What the exercise asks ::
Pictures do not belong in your copy. Repeat all the other data exactly.
# # #
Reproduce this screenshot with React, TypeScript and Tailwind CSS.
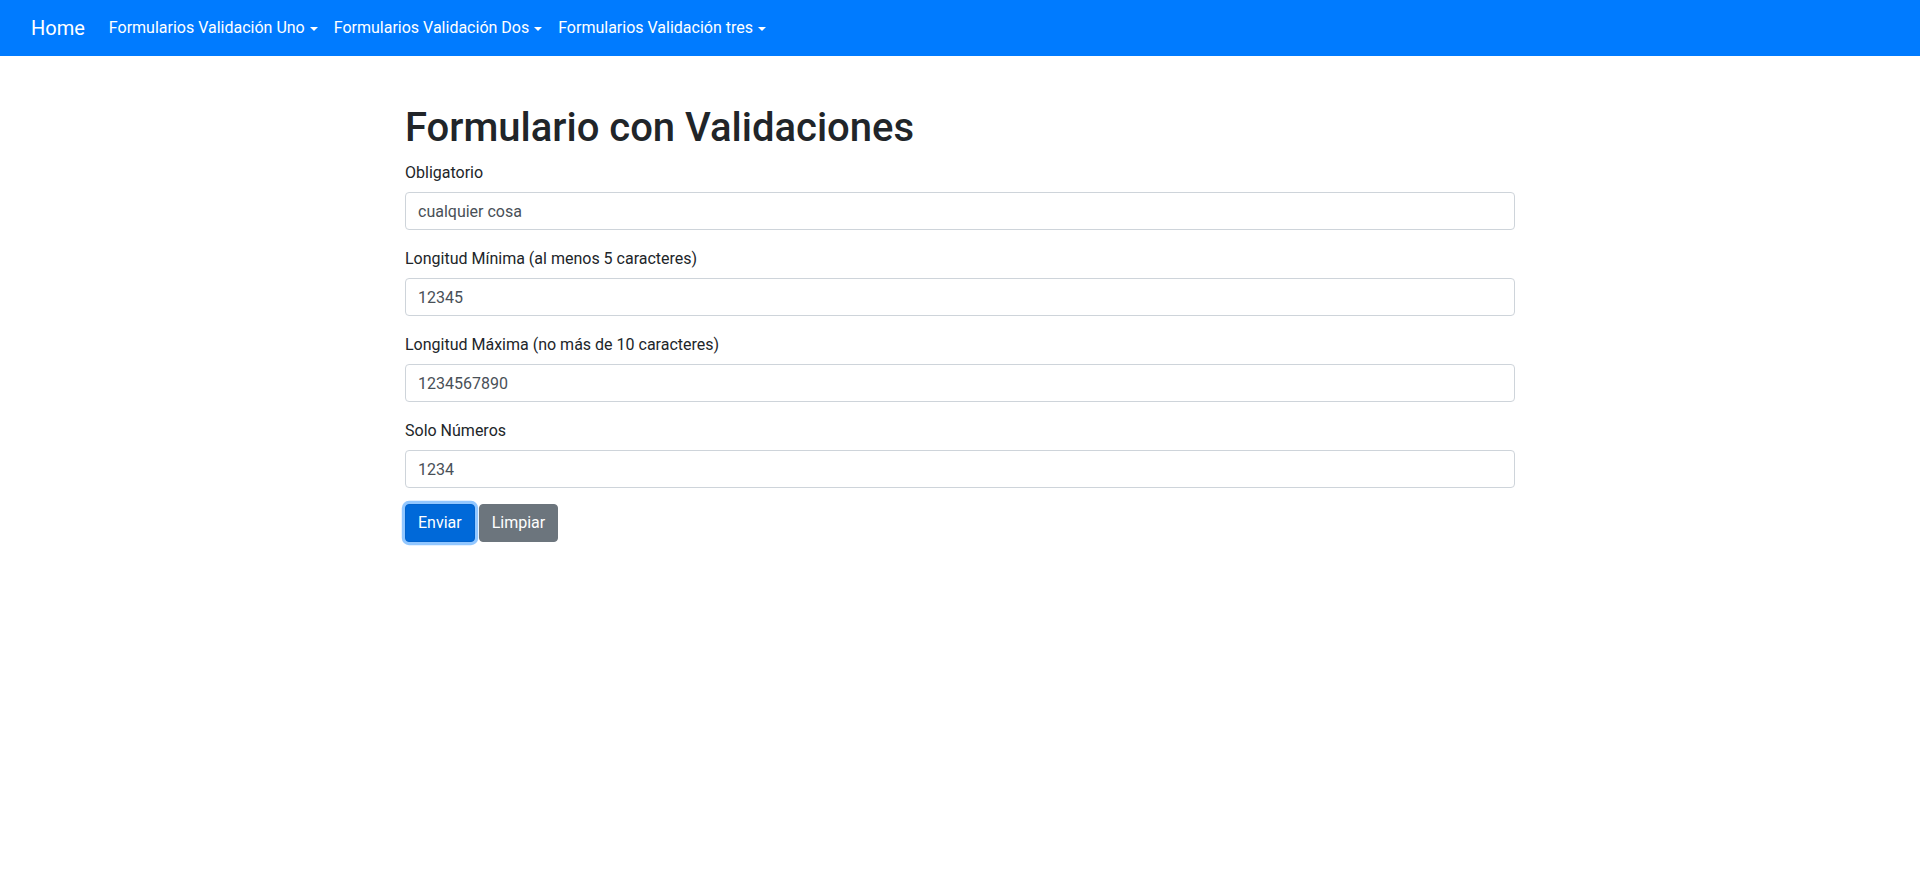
import React from "react";

const font = { fontFamily: 'Roboto, "Noto Sans", Arial, sans-serif' };

const navItems = [
    "Formularios Validación Uno",
    "Formularios Validación Dos",
    "Formularios Validación tres",
];

const fields = [
    { label: "Obligatorio", value: "cualquier cosa" },
    { label: "Longitud Mínima (al menos 5 caracteres)", value: "12345" },
    { label: "Longitud Máxima (no más de 10 caracteres)", value: "1234567890" },
    { label: "Solo Números", value: "1234" },
];

export default function App() {
    return (
        <div className="min-h-screen bg-white text-[#212529]" style={font}>
            <nav className="flex h-[56px] items-center bg-[#007bff] px-[31px]">
                <span className="mr-4 text-[20px] leading-[30px] text-white">Home</span>
                <ul className="flex">
                    {navItems.map((item) => (
                        <li key={item} className="flex items-center px-2 text-[16px] leading-6 text-white">
                            {item}
                            <span className="ml-[5px] mt-[1px] inline-block h-0 w-0 border-x-[4.8px] border-t-[4.8px] border-x-transparent border-t-white" />
                        </li>
                    ))}
                </ul>
            </nav>

            <div className="mx-auto mt-12 w-[1140px] px-[15px]">
                <h1 className="mb-2 text-[40px] font-medium leading-[48px]">Formulario con Validaciones</h1>
                <form>
                    {fields.map((f) => (
                        <div key={f.label} className="mb-4">
                            <label className="mb-2 block pt-[1px] text-[16px] leading-[23px]">{f.label}</label>
                            <input
                                defaultValue={f.value}
                                className="block h-[38px] w-full rounded-[4px] border border-[#ced4da] px-3 text-[16px] text-[#495057] outline-none"
                            />
                        </div>
                    ))}
                    <div className="flex gap-[4px]">
                        <button
                            type="button"
                            className="h-[38px] rounded-[4px] border border-[#0062cc] bg-[#0069d9] px-3 text-[16px] text-white shadow-[0_0_0_3.2px_rgba(38,143,255,0.5)]"
                        >
                            Enviar
                        </button>
                        <button
                            type="button"
                            className="h-[38px] rounded-[4px] border border-[#6c757d] bg-[#6c757d] px-3 text-[16px] text-white"
                        >
                            Limpiar
                        </button>
                    </div>
                </form>
            </div>
        </div>
    );
}
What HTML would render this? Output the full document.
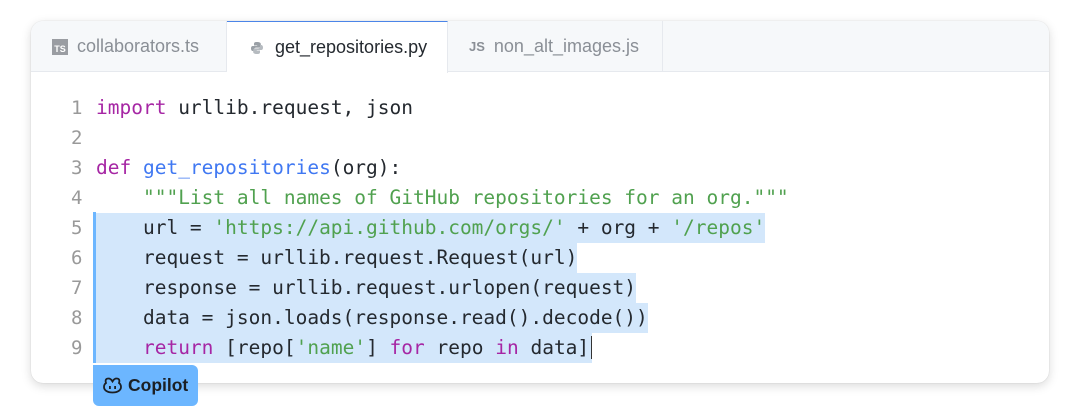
# # #
Final result ::
Reproduce this screenshot with React, TypeScript and Tailwind CSS.
import React from "react";

const font = { fontFamily: 'Roboto, "Noto Sans", Arial, sans-serif' };

const navItems = [
    "Formularios Validación Uno",
    "Formularios Validación Dos",
    "Formularios Validación tres",
];

const fields = [
    { label: "Obligatorio", value: "cualquier cosa" },
    { label: "Longitud Mínima (al menos 5 caracteres)", value: "12345" },
    { label: "Longitud Máxima (no más de 10 caracteres)", value: "1234567890" },
    { label: "Solo Números", value: "1234" },
];

export default function App() {
    return (
        <div className="min-h-screen bg-white text-[#212529]" style={font}>
            <nav className="flex h-[56px] items-center bg-[#007bff] px-[31px]">
                <span className="mr-4 text-[20px] leading-[30px] text-white">Home</span>
                <ul className="flex">
                    {navItems.map((item) => (
                        <li key={item} className="flex items-center px-2 text-[16px] leading-6 text-white">
                            {item}
                            <span className="ml-[5px] mt-[1px] inline-block h-0 w-0 border-x-[4.8px] border-t-[4.8px] border-x-transparent border-t-white" />
                        </li>
                    ))}
                </ul>
            </nav>

            <div className="mx-auto mt-12 w-[1140px] px-[15px]">
                <h1 className="mb-2 text-[40px] font-medium leading-[48px]">Formulario con Validaciones</h1>
                <form>
                    {fields.map((f) => (
                        <div key={f.label} className="mb-4">
                            <label className="mb-2 block pt-[1px] text-[16px] leading-[23px]">{f.label}</label>
                            <input
                                defaultValue={f.value}
                                className="block h-[38px] w-full rounded-[4px] border border-[#ced4da] px-3 text-[16px] text-[#495057] outline-none"
                            />
                        </div>
                    ))}
                    <div className="flex gap-[4px]">
                        <button
                            type="button"
                            className="h-[38px] rounded-[4px] border border-[#0062cc] bg-[#0069d9] px-3 text-[16px] text-white shadow-[0_0_0_3.2px_rgba(38,143,255,0.5)]"
                        >
                            Enviar
                        </button>
                        <button
                            type="button"
                            className="h-[38px] rounded-[4px] border border-[#6c757d] bg-[#6c757d] px-3 text-[16px] text-white"
                        >
                            Limpiar
                        </button>
                    </div>
                </form>
            </div>
        </div>
    );
}
What HTML would render this? Output the full document.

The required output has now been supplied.